Your goal> Look for the line with "What HTML and" in the entries below, then extract that line and all lines after it exactly, with pictures left out.

Extracted records>
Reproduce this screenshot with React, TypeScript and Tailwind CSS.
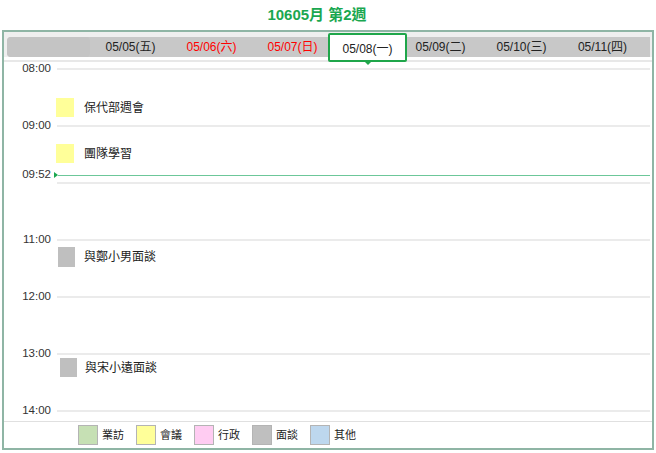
import React from "react";

const FONT = { fontFamily: '"Liberation Sans", "Noto Sans CJK TC", sans-serif' };

const days = [
  { label: "05/05(五)", red: false },
  { label: "05/06(六)", red: true },
  { label: "05/07(日)", red: true },
];
const laterDays = ["05/09(二)", "05/10(三)", "05/11(四)"];

const hours = [
  { label: "08:00", h: "h-[57px]" },
  { label: "09:00", h: "h-[57px]" },
  { label: "", h: "h-[57px]" },
  { label: "11:00", h: "h-[57px]" },
  { label: "12:00", h: "h-[57px]" },
  { label: "13:00", h: "h-[57px]" },
  { label: "14:00", h: "h-[17px]" },
];

const legend = [
  { label: "業訪", cls: "bg-[#c6e0b4]" },
  { label: "會議", cls: "bg-[#ffff99]" },
  { label: "行政", cls: "bg-[#ffccf2]" },
  { label: "面談", cls: "bg-[#bfbfbf]" },
  { label: "其他", cls: "bg-[#bdd7ee]" },
];

export default function App() {
  return (
    <div className="w-[656px] h-[453px] bg-white text-[#222]" style={FONT}>
      <div className="h-[30px] flex items-center justify-center pr-[22px] text-[15px] font-bold text-[#1aa750]">
        10605月 第2週
      </div>
      <div className="ml-[2px] w-[652px] h-[420px] border-2 border-[#8fb5a5] flex flex-col">
        {/* header */}
        <div className="h-[30px] flex flex-col">
          <div className="bg-[#efefef] pt-[5px] pl-[3px] pr-[2px]">
            <div className="h-[20px] bg-[#c8c8c8] rounded-l-[4px] flex items-center text-[12px]">
              <div className="w-[83px] h-full rounded-[4px] bg-[#c4c4c4]" />
              {days.map((d) => (
                <div
                  key={d.label}
                  className={`w-[81px] text-center ${d.red ? "text-[#ff0000]" : "text-[#222]"}`}
                >
                  {d.label}
                </div>
              ))}
              <div className="w-[67px] h-full relative">
                <div className="absolute -left-[5px] -top-[4px] w-[79px] h-[29px] bg-white border-2 border-[#1fa64a] rounded-[2px] flex items-center justify-center pt-[3px] text-[12px] text-[#222] z-10">
                  05/08(一)
                  <div className="absolute left-1/2 -bottom-[5px] -translate-x-1/2 w-0 h-0 border-l-[3px] border-r-[3px] border-t-[3px] border-l-transparent border-r-transparent border-t-[#1fa64a]" />
                </div>
              </div>
              {laterDays.map((d) => (
                <div key={d} className="w-[81px] text-center">
                  {d}
                </div>
              ))}
            </div>
          </div>
          <div className="flex-1 bg-white border-b-2 border-[#e8e8e8]" />
        </div>

        {/* grid */}
        <div className="relative h-[359px] flex flex-col">
          {hours.map((h, i) => (
            <div key={i} className={`${h.h} overflow-visible`}>
              <div className="h-[14px] flex items-center">
                <div className="w-[47px] text-right text-[11.5px] text-[#333]">{h.label}</div>
                <div className="ml-[6px] mr-[2px] flex-1 h-[2px] bg-[#ebebeb]" />
              </div>
            </div>
          ))}

          {/* now line */}
          <div className="absolute left-0 right-[2px] top-[106px] h-[14px] flex items-center">
            <div className="w-[47px] text-right text-[11.5px] text-[#333]">09:52</div>
            <div className="ml-[3px] w-0 h-0 border-t-[3px] border-b-[3px] border-l-[4px] border-t-transparent border-b-transparent border-l-[#1aa750]" />
            <div className="flex-1 h-px bg-[#6cc799]" />
          </div>

          {/* events */}
          <div className="absolute left-[52px] top-[36px] flex items-center gap-[10px]">
            <div className="w-[18px] h-[19px] bg-[#ffff99]" />
            <span className="text-[12px]">保代部週會</span>
          </div>
          <div className="absolute left-[52px] top-[82px] flex items-center gap-[10px]">
            <div className="w-[18px] h-[19px] bg-[#ffff99]" />
            <span className="text-[12px]">團隊學習</span>
          </div>
          <div className="absolute left-[54px] top-[185px] flex items-center gap-[9px]">
            <div className="w-[17px] h-[20px] bg-[#bfbfbf]" />
            <span className="text-[12px]">與鄭小男面談</span>
          </div>
          <div className="absolute left-[56px] top-[296px] flex items-center gap-[8px]">
            <div className="w-[17px] h-[19px] bg-[#bfbfbf]" />
            <span className="text-[12px]">與宋小遠面談</span>
          </div>
        </div>

        {/* legend */}
        <div className="flex-1 border-t border-[#e0e0e0] flex items-center pl-[74px] gap-[12px] text-[11px]">
          {legend.map((l) => (
            <div key={l.label} className="flex items-center gap-[4px]">
              <div className={`w-[20px] h-[20px] border border-[#b4b4b4] ${l.cls}`} />
              <span>{l.label}</span>
            </div>
          ))}
        </div>
      </div>
    </div>
  );
}
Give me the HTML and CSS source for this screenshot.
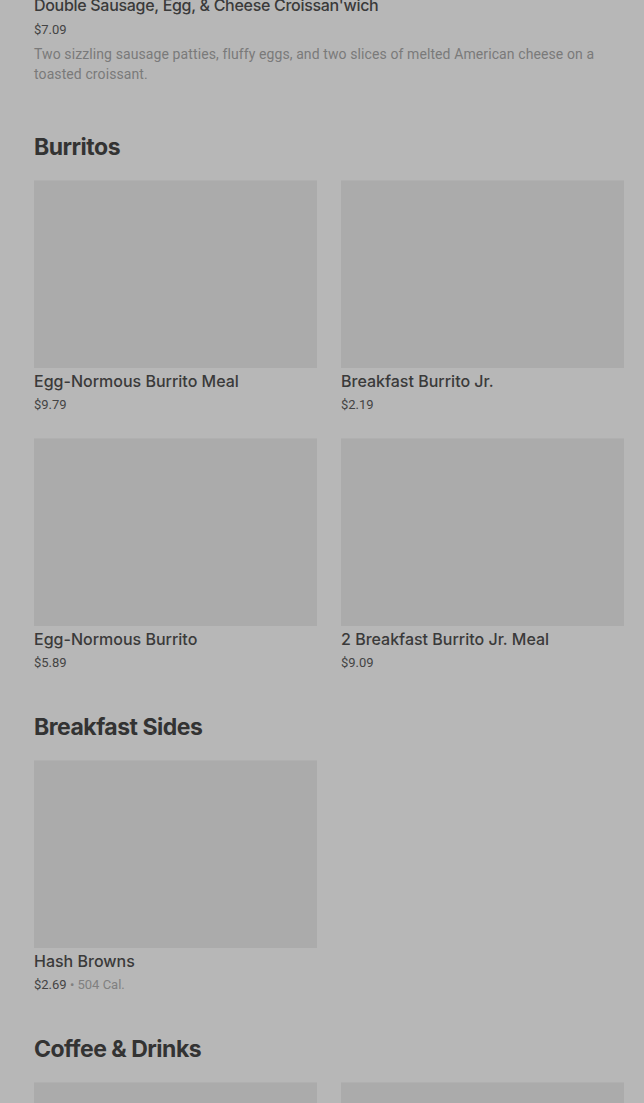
FILE: index.html
```html
<!DOCTYPE html>
<html>
<head>
<meta charset="utf-8">
<link rel="stylesheet" href="styles.css">
</head>
<body>
<main class="menu">
  <div class="list-item">
    <div class="item-name">Double Sausage, Egg, &amp; Cheese Croissan'wich</div>
    <div class="item-price">$7.09</div>
    <div class="item-desc">Two sizzling sausage patties, fluffy eggs, and two slices of melted American cheese on a toasted croissant.</div>
  </div>

  <section class="section">
    <h2 class="section-title">Burritos</h2>
    <div class="grid">
      <div class="card">
        <div class="card-img"></div>
        <div class="item-name">Egg-Normous Burrito Meal</div>
        <div class="item-price">$9.79</div>
      </div>
      <div class="card">
        <div class="card-img"></div>
        <div class="item-name">Breakfast Burrito Jr.</div>
        <div class="item-price">$2.19</div>
      </div>
      <div class="card">
        <div class="card-img"></div>
        <div class="item-name">Egg-Normous Burrito</div>
        <div class="item-price">$5.89</div>
      </div>
      <div class="card">
        <div class="card-img"></div>
        <div class="item-name">2 Breakfast Burrito Jr. Meal</div>
        <div class="item-price">$9.09</div>
      </div>
    </div>
  </section>

  <section class="section">
    <h2 class="section-title">Breakfast Sides</h2>
    <div class="grid">
      <div class="card">
        <div class="card-img"></div>
        <div class="item-name">Hash Browns</div>
        <div class="item-price">$2.69 <span class="cal">• 504 Cal.</span></div>
      </div>
    </div>
  </section>

  <section class="section">
    <h2 class="section-title">Coffee &amp; Drinks</h2>
    <div class="grid">
      <div class="card">
        <div class="card-img"></div>
      </div>
      <div class="card">
        <div class="card-img"></div>
      </div>
    </div>
  </section>
</main>
</body>
</html>
```
FILE: styles.css
```css
html, body {
  margin: 0;
  padding: 0;
  background: #b7b7b7;
  overflow: hidden;
}

body {
  font-family: Roboto, "Liberation Sans", sans-serif;
  color: #383838;
}

.menu {
  padding: 0 20px 0 34px;
  margin-top: -7px;
}

.list-item {
  padding-bottom: 7px;
}

.item-name {
  font-family: Inter, "Liberation Sans", sans-serif;
  font-size: 16px;
  line-height: 24px;
  font-weight: 500;
  color: #3a3a3a;
}

.list-item .item-name {
  letter-spacing: -0.3px;
}

.card .item-name {
  padding-top: 1px;
}

.item-price {
  font-size: 13px;
  line-height: 19px;
  color: #444444;
}

.card .item-price {
  margin-top: 2px;
}

.list-item .item-price {
  margin-top: 3px;
  line-height: 20px;
}

.item-desc {
  margin-top: 4px;
  font-size: 14px;
  line-height: 20px;
  letter-spacing: 0.1px;
  color: #7a7a7a;
}

.cal {
  color: #808080;
}

.section {
  padding-top: 39px;
}

.list-item + .section {
  padding-top: 40px;
}

.section-title {
  margin: 0 0 17px 0;
  font-family: Inter, "Liberation Sans", sans-serif;
  font-size: 23px;
  line-height: 32px;
  font-weight: 700;
  letter-spacing: -0.5px;
  color: #333333;
}

.grid {
  display: grid;
  grid-template-columns: 283px 283px;
  column-gap: 24px;
  row-gap: 24px;
}

.card-img {
  height: 187px;
  background: #ababab;
  border-top: 1px solid #b0b0b0;
}
```
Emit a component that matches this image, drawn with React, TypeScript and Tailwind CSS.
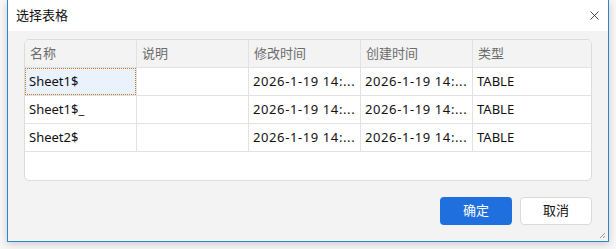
import { X } from "lucide-react";

const cols = ["名称", "说明", "修改时间", "创建时间", "类型"];
const widths = ["w-[112px]", "w-[112px]", "w-[112px]", "w-[112px]", "flex-1"];

const rows = [
  ["Sheet1$", "", "2026-1-19 14:...", "2026-1-19 14:...", "TABLE"],
  ["Sheet1$_", "", "2026-1-19 14:...", "2026-1-19 14:...", "TABLE"],
  ["Sheet2$", "", "2026-1-19 14:...", "2026-1-19 14:...", "TABLE"],
];

const font = { fontFamily: '"Noto Sans", "Noto Sans CJK SC", sans-serif' };

export default function App() {
  return (
    <div className="w-[616px] h-[249px] bg-[#f7f7f7] pl-[7px] overflow-hidden" style={font}>
      <div className="w-[602px] h-[242px] border border-t-0 border-[#2b86cc] bg-[#f3f3f3] flex flex-col shadow-[0_2px_8px_rgba(0,0,0,0.18)]">
        <div className="h-[31px] bg-white flex items-center justify-between pl-[8px] pr-[6px] shrink-0">
          <span className="text-[13px] text-[#111]">选择表格</span>
          <X className="w-[15px] h-[15px] text-[#222]" strokeWidth={1.3} />
        </div>

        <div className="flex-1 flex flex-col px-[16px] pt-[8px] relative">
          <div className="h-[142px] bg-white border border-[#dcdcdc] rounded-[5px] overflow-hidden">
            <div className="flex h-[28px] bg-[#f3f3f3] border-b border-[#e2e2e2]">
              {cols.map((c, i) => (
                <div
                  key={c}
                  className={`${widths[i]} ${i < 4 ? "border-r border-[#e2e2e2]" : ""} flex items-center pl-[5px] text-[13px] text-[#6b6b6b]`}
                >
                  {c}
                </div>
              ))}
            </div>
            {rows.map((r, ri) => (
              <div key={ri} className="flex h-[28px] border-b border-[#e2e2e2]">
                {r.map((v, i) => (
                  <div
                    key={i}
                    className={`${widths[i]} ${i < 4 ? "border-r border-[#e2e2e2]" : ""} flex items-center text-[13px] text-[#111] whitespace-nowrap`}
                  >
                    {ri === 0 && i === 0 ? (
                      <div className="w-full h-full bg-[#e9f2fd] border border-dotted border-[#c07a2a] flex items-center pl-[3px]">
                        {v}
                      </div>
                    ) : (
                      <span className={`pl-[4px] ${i === 2 || i === 3 ? "tracking-[0.6px]" : ""}`}>{v}</span>
                    )}
                  </div>
                ))}
              </div>
            ))}
          </div>

          <div className="flex justify-end gap-[8px] mt-[16px]">
            <button className="w-[72px] h-[28px] rounded-[4px] bg-[#1f6fde] text-white text-[13px]">确定</button>
            <button className="w-[72px] h-[28px] rounded-[4px] bg-white border border-[#dadada] text-[#111] text-[13px]">取消</button>
          </div>

          <svg className="absolute right-[2px] bottom-[2px]" width="8" height="8" viewBox="0 0 8 8">
            <path d="M7 2 L2 7 M7 5 L5 7" stroke="#999" strokeWidth="1" />
          </svg>
        </div>
      </div>
    </div>
  );
}
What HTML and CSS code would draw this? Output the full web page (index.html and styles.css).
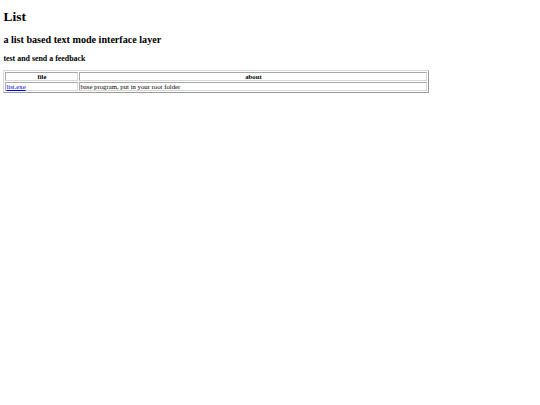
FILE: index.html
```html
<!DOCTYPE html>
<html>
<head>
<meta charset="utf-8">
<title>List</title>
<link rel="stylesheet" href="styles.css">
</head>
<body>
<h1 class="title">List</h1>
<h2 class="subtitle">a list based text mode interface layer</h2>
<h3 class="note">test and send a feedback</h3>
<table class="files">
<tr><th class="c-file">file</th><th class="c-about">about</th></tr>
<tr><td class="c-file"><a href="#">list.exe</a></td><td class="c-about">base program, put in your root folder</td></tr>
</table>
</body>
</html>
```
FILE: styles.css
```css
html, body { background: #fff; }
body {
  margin: 3.4px;
  font-family: "Liberation Serif", "Times New Roman", serif;
  color: #000;
}
.title { font-size: 13.5px; margin: 5.6px 0 9.2px; font-weight: bold; }
.subtitle { font-size: 10.125px; margin: 9.2px 0; font-weight: bold; }
.note { font-size: 7.9px; margin: 7.9px 0 6.5px; font-weight: bold; }
.files {
  width: 426px;
  border: 1px solid;
  border-color: #d8d8d8 #9a9a9a #9a9a9a #d8d8d8;
  border-spacing: 1px;
  font-size: 6.75px;
}
.files th, .files td {
  border: 1px solid;
  border-color: #a8a8a8 #d8d8d8 #d8d8d8 #a8a8a8;
  padding: 0;
}
.files th { font-weight: bold; text-align: center; }
.files td { text-align: left; }
.c-file { width: 71px; }
.files a { color: #0000ee; }
```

Exercise result>
What HTML and CSS code would draw this? Output the full web page (index.html and styles.css).
FILE: index.html
```html
<!DOCTYPE html>
<html>
<head>
<meta charset="utf-8">
<title>List</title>
<link rel="stylesheet" href="styles.css">
</head>
<body>
<h1 class="title">List</h1>
<h2 class="subtitle">a list based text mode interface layer</h2>
<h3 class="note">test and send a feedback</h3>
<table class="files">
<tr><th class="c-file">file</th><th class="c-about">about</th></tr>
<tr><td class="c-file"><a href="#">list.exe</a></td><td class="c-about">base program, put in your root folder</td></tr>
</table>
</body>
</html>
```
FILE: styles.css
```css
html, body { background: #fff; }
body {
  margin: 3.4px;
  font-family: "Liberation Serif", "Times New Roman", serif;
  color: #000;
}
.title { font-size: 13.5px; margin: 5.6px 0 9.2px; font-weight: bold; }
.subtitle { font-size: 10.125px; margin: 9.2px 0; font-weight: bold; }
.note { font-size: 7.9px; margin: 7.9px 0 6.5px; font-weight: bold; }
.files {
  width: 426px;
  border: 1px solid;
  border-color: #d8d8d8 #9a9a9a #9a9a9a #d8d8d8;
  border-spacing: 1px;
  font-size: 6.75px;
}
.files th, .files td {
  border: 1px solid;
  border-color: #a8a8a8 #d8d8d8 #d8d8d8 #a8a8a8;
  padding: 0;
}
.files th { font-weight: bold; text-align: center; }
.files td { text-align: left; }
.c-file { width: 71px; }
.files a { color: #0000ee; }
```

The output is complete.